Germany’s ice wine harvest fails because of mild winter
FRANKFURT
In this Dec. 18, 2009 file photo snow-covered grapes hang in a vineyard near Freyburg, Germany. (AP File Photo)
A warm winter means that, for apparently the first time in the history of German winemaking, the country’s fabled vineyards will produce no ice wine - a pricey, golden nectar made from grapes that have been left to freeze on the vine.
None of Germany’s 13 winemaking regions saw the necessary temperatures of minus 7 degrees Celsius (19.4 degrees Fahrenheit) in 2019, one of the world’s warmest years on record.
“The 2019 vintage will go down in history here as the first year in which the ice wine harvest failed nationwide,” Ernst Buescher from the German Wine Institute (DWI) said in a statement on March 1.
“If warm winters become more frequent over the coming years, ice wines from Germany’s regions will soon become an even more expensive rarity than they already are,” he added.

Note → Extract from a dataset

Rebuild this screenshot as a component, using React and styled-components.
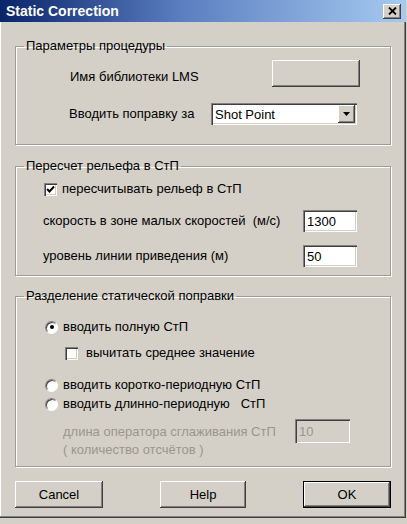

A succession of warm winters has cut into ice wine production recently, the institute said, noting that in 2017 only seven producers managed to make it, and only five managed it in 2013.
Buescher said the institute knew of no vintage year in this century or last when no ice wine was made, and since winters were colder in the 19th century, it assumed that the latest harvest was the first one to create no ice wine since production began in 1830.
German ice wines tend to have natural residual sugar levels of well over 100 grams per liter, but an alcohol content of only around seven percent.
The price of a small bottle of German ice wine starts at around 20 euros ($22) but higher quality ones can sell for well over 100 euros.
Canada, Austria and Germany are the largest producers worldwide of ice wine. The novel desert wine is especially popular in Japan, China, Scandinavia and the United States.